Quote Of The Day

“I’d even argue that people’s views about climate change are extremely inconsistent. (#2) If you believe that lower demand for fossil fuels in in clean countries will reduce fossil fuel prices in dirty countries, why aren’t First World greens worried that reducing their carbon footprint will counter-productively increase carbon emissions in the Third World?” — Bryan Caplan

2 Responses to “Quote Of The Day”


  • why aren’t First World greens worried that reducing their carbon footprint will counter-productively increase carbon emissions in the Third World?

    Because it’s an irrelevant concern. The alternative, maintaining or increasing our consumption, is not going to solve the problem.

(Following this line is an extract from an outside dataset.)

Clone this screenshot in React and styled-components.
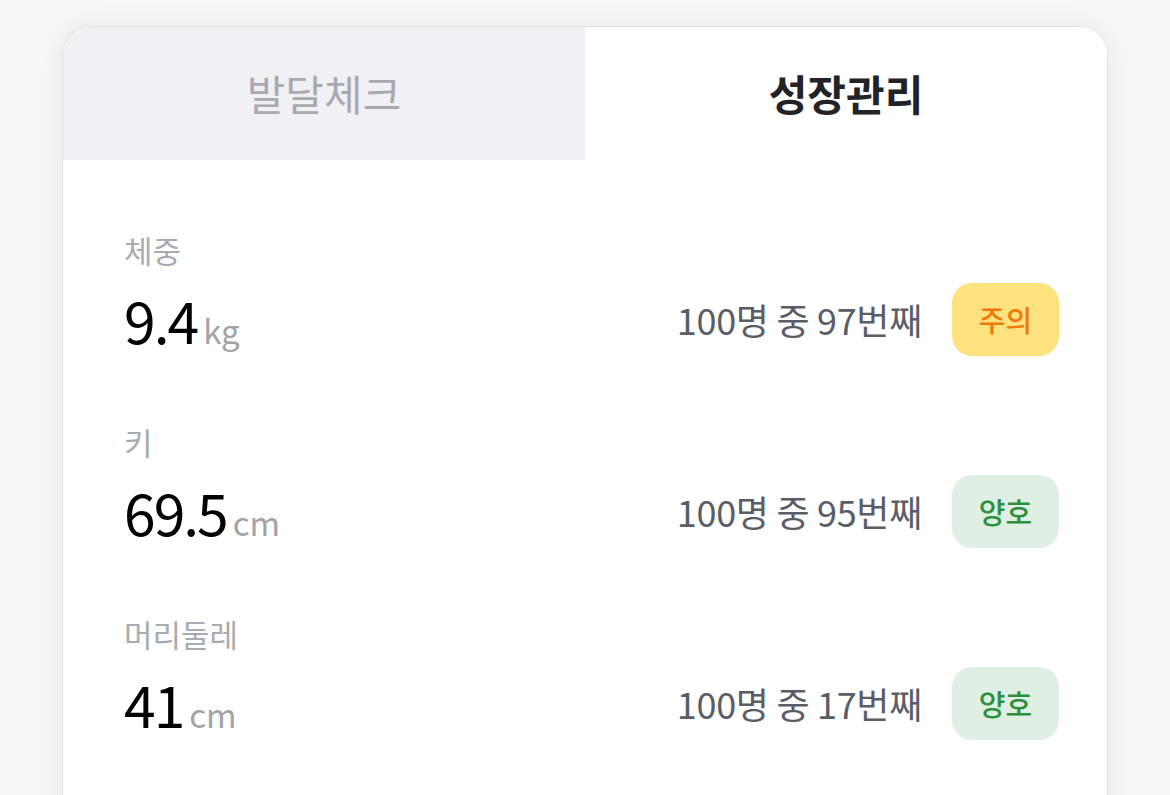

Our reduced consumption reduces overall consumption. Consumption would increase outside our country, but OVERALL it will drop, and that’s a good thing.

    Take a look at an S-D curve. If we reduced our demand for fossil fuel by say a billion barrels a year the price would drop and the amount supplied would drop. Not by a full billion barrels, but by a lesser amount because the reduced price means more is consumed elsewhere. But it’s still going down. That’s good.

    Furthermore if we develop renewable technologies we make these alternative sources more feasible outside the US (we fund the R&D and even the poorer parts of the world benefit, just as they have benefited from other US funded R&D, like computers and the internet).

    Is Caplan suggesting we burn more in order to reduce the amount consumed in other parts of the world? Is that supposed to help the situation? Seems rather ridiculous, but on the other hand it does make the presently rich a little richer, and in the end that’s Caplan’s modus operandi.

  • Consumption would increase outside our country, but OVERALL it will drop, and that’s a good thing.

    His argument is that we are more environmentally friendly here, so you want more of the production being done here. If you reduce say 1% of oil consumption, but at the same time have half of that reduction be offset by greater production in say China, where extraction is significantly worse for the environment, than you are on net worse off.

    Sure, with time, this may fix itself. China will eventually become, as it reaches a higher and higher standard of living, an environmentally friendly place to produce oil – but time is precisely what we dont have when discussing issues like global warming.